Navajo Nation President-elect Buu Nygren will deliver the keynote address at the graduation and join Richardson in gifting 120 pairs of athletic shoes to children in need at three schools in Lake Valley, Torreon and Crownpoint.
The shoe donations are part of the COVID-19 Navajo Families Relief Fund which has distributed food, water, diapers, dog food and emergency supplies to help tribal members since 2020.
The fund also has donated medical supplies to eight Navajo Nation hospitals and partnered with a foundation to deliver nearly 1,200 pairs of quality shoes to needy youth in 13 tribal communities in New Mexico.
El Paso grapples with surge of migrants, braces for more – By Morgan Lee Associated Press
Authorities in El Paso, Texas, described a humanitarian crisis Thursday as they grapple with the daily release of roughly 1,600 migrants to local shelters and the streets of the border city amid preparations for even larger flows if Trump-era asylum restrictions end next week as scheduled.
El Paso Mayor Oscar Leeser told a news conference that the city is distributing outdoor toilets and water stations as it offers overnight hotel rooms to migrants, whose numbers are exceeding capacity at a county reception facility and the region’s network of shelters with nonprofit and faith-based groups.
The Department of Homeland Security is indicating it may release more migrants into the United States when Trump-era asylum restrictions end next week, with local government and border officials warning of immigrants waiting to cross into the U.S. Under current restrictions, migrants have been denied rights to seek asylum more than 2.5 million times on grounds of preventing the spread of COVID-19.
El Paso in recent days has witnessed hundreds of migrants wading across shallows waters of the Rio Grande into the U.S., forming lines along a border wall to approach immigration authorities and request refuge. City officials fear the asylum-rule change could double local migrant crossings, estimated at roughly 2,500 migrants a day over the past week.
Fernando Garcia, director of the Border Network for Human Rights, said migrants currently perceive Ciudad Juárez, across from El Paso, as a relatively secure place to approach the border amid dangers in Mexico of extortion and organized crime.

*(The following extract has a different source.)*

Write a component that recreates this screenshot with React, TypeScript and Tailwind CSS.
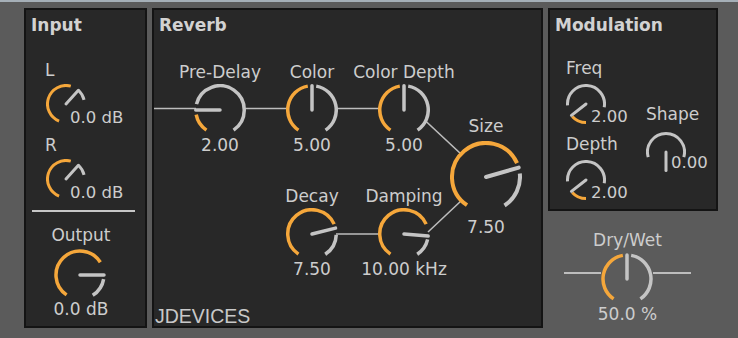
import React from "react";

const ORANGE = "#f5a73b";
const GRAY = "#c4c4c4";

type Range = [number, number] | null;

type KnobProps = {
  d: number;
  r: number;
  sw: number;
  pointer: number;
  orange: Range;
  gray: Range;
  pr?: number;
};

function Knob({ d, r, sw, pointer, orange, gray, pr }: KnobProps) {
  const c = d / 2;
  const pt = (a: number, rr: number) => {
    const t = (a * Math.PI) / 180;
    return [c + rr * Math.sin(t), c - rr * Math.cos(t)];
  };
  const arc = (a1: number, a2: number) => {
    const [x1, y1] = pt(a1, r);
    const [x2, y2] = pt(a2, r);
    const large = a2 - a1 > 180 ? 1 : 0;
    return `M ${x1} ${y1} A ${r} ${r} 0 ${large} 1 ${x2} ${y2}`;
  };
  const [px, py] = pt(pointer, pr ?? r);
  return (
    <svg width={d} height={d} className="block" viewBox={`0 0 ${d} ${d}`}>
      {orange && <path d={arc(orange[0], orange[1])} stroke={ORANGE} strokeWidth={sw} fill="none" />}
      {gray && <path d={arc(gray[0], gray[1])} stroke={GRAY} strokeWidth={sw} fill="none" />}
      <line x1={c} y1={c} x2={px} y2={py} stroke={GRAY} strokeWidth={sw} strokeLinecap="round" />
    </svg>
  );
}

function SmallKnob({
  pointer,
  orange,
  gray,
  value,
  valLeft,
  valTop,
}: {
  pointer: number;
  orange: Range;
  gray: Range;
  value: string;
  valLeft: number;
  valTop: number;
}) {
  return (
    <div className="relative w-[40px] h-[40px]">
      <Knob d={40} r={18.5} sw={3} pointer={pointer} orange={orange} gray={gray} />
      <div
        className="absolute leading-[20px] text-[16.5px] whitespace-nowrap"
        style={{ left: valLeft, top: valTop }}
      >
        {value}
      </div>
    </div>
  );
}

function BigGroup({
  label,
  value,
  pointer,
  orange,
  gray,
}: {
  label: string;
  value: string;
  pointer: number;
  orange: Range;
  gray: Range;
}) {
  return (
    <div className="flex flex-col items-center w-[80px]">
      <div className="leading-[20px] whitespace-nowrap">{label}</div>
      <div className="mt-[2px]">
        <Knob d={52} r={24.25} sw={3.5} pointer={pointer} orange={orange} gray={gray} />
      </div>
      <div className="-mt-[1px] leading-[20px] whitespace-nowrap">{value}</div>
    </div>
  );
}

export default function App() {
  return (
    <div className="w-[738px] h-[338px] bg-[#5b5b5b] overflow-hidden font-['DejaVu_Sans',sans-serif] text-[17px] text-[#cdcdcd]">
      <div className="h-[2px] bg-[#a5afb7]" />
      <div className="flex gap-[5px] pl-[24px] pt-[6px]">
        {/* Input */}
        <div className="w-[123px] h-[320px] border-2 border-[#141414] bg-[#282828] flex flex-col">
          <div className="pl-[5px] mt-[5px] leading-[20px] font-bold text-[17px] text-[#d2d2d2]">Input</div>
          <div className="ml-[19px] mt-[25px] leading-[20px]">L</div>
          <div className="ml-[20px] mt-[4px]">
            <SmallKnob pointer={42} orange={[-158, 15]} gray={[42, 77]} value="0.0 dB" valLeft={24} valTop={24} />
          </div>
          <div className="ml-[19px] mt-[11px] leading-[20px]">R</div>
          <div className="ml-[20px] mt-[4px]">
            <SmallKnob pointer={42} orange={[-158, 15]} gray={[42, 77]} value="0.0 dB" valLeft={24} valTop={24} />
          </div>
          <div className="ml-[6px] mt-[11px] w-[103px] h-[2px] bg-[#c6c6c6]" />
          <div className="w-[110px] mt-[13px] text-center leading-[20px]">Output</div>
          <div className="ml-[28px] mt-[4px]">
            <Knob d={52} r={24} sw={3.5} pointer={90} orange={[-146, 58]} gray={[100, 148]} />
          </div>
          <div className="w-[110px] -mt-[2px] text-center leading-[20px]">0.0 dB</div>
        </div>

        {/* Reverb */}
        <div className="relative w-[391px] h-[320px] border-2 border-[#141414] bg-[#282828] flex flex-col">
          <svg className="absolute left-0 top-0" width={387} height={316}>
            <g stroke="#bdbdbd" strokeWidth={1.6} fill="none">
              <line x1={0} y1={98.5} x2={42} y2={98.5} />
              <line x1={90} y1={98.5} x2={134} y2={98.5} />
              <line x1={182} y1={98.5} x2={226} y2={98.5} />
              <line x1={271.6} y1={111} x2={307} y2={144} />
              <line x1={182} y1={224} x2={226} y2={224} />
              <line x1={274} y1={222} x2={308} y2={190} />
            </g>
          </svg>
          <div className="pl-[5px] mt-[5px] leading-[20px] font-bold text-[17px] text-[#d2d2d2]">Reverb</div>
          <div className="relative flex items-start ml-[26px] mt-[27px]">
            <div className="flex flex-col">
              <div className="flex gap-[12px]">
                <BigGroup label="Pre-Delay" value="2.00" pointer={-90} orange={[-146, -101]} gray={[-76, 146]} />
                <BigGroup label="Color" value="5.00" pointer={0} orange={[-146, -10]} gray={[10, 146]} />
                <BigGroup label="Color Depth" value="5.00" pointer={0} orange={[-146, -10]} gray={[10, 146]} />
              </div>
              <div className="flex gap-[12px] ml-[92px] mt-[31px]">
                <BigGroup label="Decay" value="7.50" pointer={76} orange={[-146, 66]} gray={[92, 147]} />
                <BigGroup label="Damping" value="10.00 kHz" pointer={95} orange={[-146, 66]} gray={[103, 147]} />
              </div>
            </div>
            <div className="ml-[2px] mt-[54px] w-[80px] flex flex-col items-center">
              <div className="leading-[20px]">Size</div>
              <div className="mt-[5px]">
                <Knob d={72} r={34} sw={4} pointer={74} orange={[-146, 66]} gray={[84, 147]} />
              </div>
              <div className="mt-[4px] leading-[20px]">7.50</div>
            </div>
          </div>
          <div className="mt-auto ml-[1px] leading-[19px] font-['Liberation_Sans',Arial,sans-serif] text-[19.5px] text-[#c8c8c8]">
            JDEVICES
          </div>
        </div>

        {/* Right column */}
        <div className="flex flex-col w-[170px]">
          <div className="h-[203px] border-2 border-[#141414] bg-[#282828] flex flex-col">
            <div className="pl-[5px] mt-[5px] leading-[20px] font-bold text-[17px] text-[#d2d2d2]">Modulation</div>
            <div className="flex items-start mt-[23px]">
              <div className="flex flex-col ml-[16px] w-[40px]">
                <div className="leading-[20px]">Freq</div>
                <div className="mt-[6px]">
                  <SmallKnob pointer={-128} orange={[-180, -132]} gray={[-94, 100]} value="2.00" valLeft={25} valTop={23} />
                </div>
                <div className="mt-[10px] leading-[20px]">Depth</div>
                <div className="mt-[6px]">
                  <SmallKnob pointer={-128} orange={[-180, -132]} gray={[-94, 100]} value="2.00" valLeft={25} valTop={23} />
                </div>
              </div>
              <div className="flex flex-col ml-[40px] mt-[46px]">
                <div className="leading-[20px]">Shape</div>
                <div className="mt-[8px]">
                  <SmallKnob pointer={180} orange={null} gray={[-106, 106]} value="0.00" valLeft={25} valTop={21} />
                </div>
              </div>
            </div>
          </div>
          <div className="flex flex-col ml-[16px] w-[127px] mt-[19px]">
            <div className="text-center leading-[20px]">Dry/Wet</div>
            <div className="flex items-start mt-[3px]">
              <div className="mt-[19px] w-[37px] h-[2px] bg-[#bdbdbd]" />
              <Knob d={52} r={24} sw={3.5} pointer={0} orange={[-146, -10]} gray={[10, 146]} />
              <div className="mt-[19px] w-[38px] h-[2px] bg-[#bdbdbd]" />
            </div>
            <div className="text-center -mt-[1px] leading-[20px]">50.0 %</div>
          </div>
        </div>
      </div>
    </div>
  );
}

The City of El Paso announced Wednesday it received a new $6 million commitment to underwrite its migrant response from the Federal Emergency Management Agency.
«This funding and shelter is not the answer, it’s a Band-Aid to really a bigger problem,» said Leeser, a Democrat elected in 2020. «It’s something we’re going to have to work with the (United Nations) and other countries, to work through a situation … that’s again is bigger than El Paso and that now has become bigger than the United States.»
Mario D’Agostino, a deputy city manager leading the emergency response, said the sheer number of migrants is straining not only local staff but also U.S. Customs and Border Protection.
«They’re working long hours, day and night, they’re doing processing rather than their primary function of securing the border,» he said.
City officials say that most of the migrants released in recent days by federal immigration authorities have some financial means or sponsors in the U.S. to pay for transportation to communities in the U.S. interior. But he said the city is bracing for an even larger surge in asylum-seeking migrants that may not have resources for further travel.
The city recently disbanded its aid and communications center for migrants, while suspending a busing program that delivered thousands of mostly Venezuelan migrants to Chicago and New York in September and October.
D’Agostino outlined a new strategy that might ferry migrants to large, nearby transportation hubs, such as Dallas, Denver and Phoenix. He said federal immigration authorities are preparing to possibly process and directly release migrants at a bridge that connects Ciudad Juárez, Mexico, and El Paso.
The city’s response to surges in migration numbers stands in contrast to border-security efforts by Texas Gov. Gregg Abbott, who has deployed troops to the border and gotten attention for busing migrants to faraway Democratic strongholds.